4. Not ne­ces­sar­ily spe­cific­ally x-risk re­lated. If a prob­lem in align­ment is not spe­cific­ally x-risk re­lated, it is less/​not em­bar­rass­ing to work on it, and there­fore less of a ca­reer-risk. Never­the­less, most prob­lems in AI align­ment seem im­port­ant even if you don’t be­lieve that AI poses an x-risk. I don’t think this re­quire­ment is that im­port­ant.

* Does not have to be high-im­pact. If a prob­lem has only a small chance of be­ing some­what im­pact­ful, it might still be worth pack­aging it as an eco­nomic prob­lem, since the eco­nom­ists who could work on it would not oth­er­wise work on align­ment prob­lems at all.
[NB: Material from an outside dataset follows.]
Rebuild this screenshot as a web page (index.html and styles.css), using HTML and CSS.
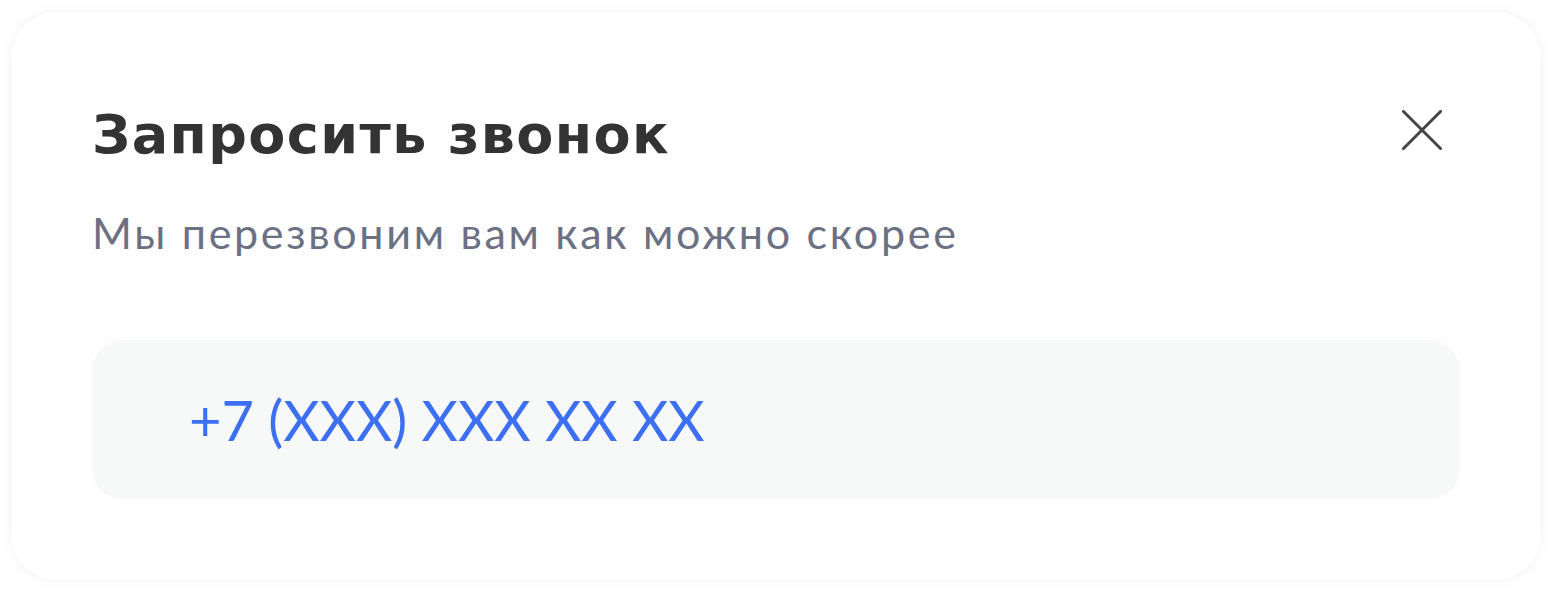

I do not yet have a list of such prob­lems, but it seems that it might be pos­sible to make one:

For ex­ample, eco­nom­ists might work on prob­lems in mech­an­ism design and so­cial choice for AGI’s in a vir­tual con­tain­ment. For ex­ample, can we cre­ate mech­an­isms with de­sir­able prop­er­ties for the amp­li­fic­a­tion phase in Chris­ti­ano’s pro­gram, to align a col­lec­tion of dis­tilled agents? Can we prove that such mech­an­isms are ro­bust un­der cer­tain as­sump­tions? Can we cre­ate mech­an­isms that ro­bustly in­centiv­izes AGI’s with un­aligned util­ity func­tions to tell us the truth? Can we use so­cial choice to find out prop­er­ties of agents that con­sist of sub-agents?

Econom­ists work on stra­tegic com­mu­nic­a­tion between agents (cheap talk), which might be help­ful in the design of safe con­tain­ment sys­tems of not-su­per­in­tel­li­gent AGI. In­form­a­tion eco­nom­ics works on game the­or­etic prop­er­ties of dif­fer­ent al­loc­a­tions of in­form­a­tion, and might be use­ful in such mech­an­isms as well. Econom­ists also work on vot­ing, and de­cision the­ory.

I want your feed­back:

1. What kind of prob­lems have you en­countered that might be ad­ded to this list?

2. Do you have reas­ons to think that this pro­ject would be doomed to fail (or not)? If so, I want to pre­vent wast­ing time on it as fast as pos­sible. Des­pite hav­ing writ­ten this post, I don’t as­sign a high prob­ab­il­ity of suc­cess, but I’d like people’s views.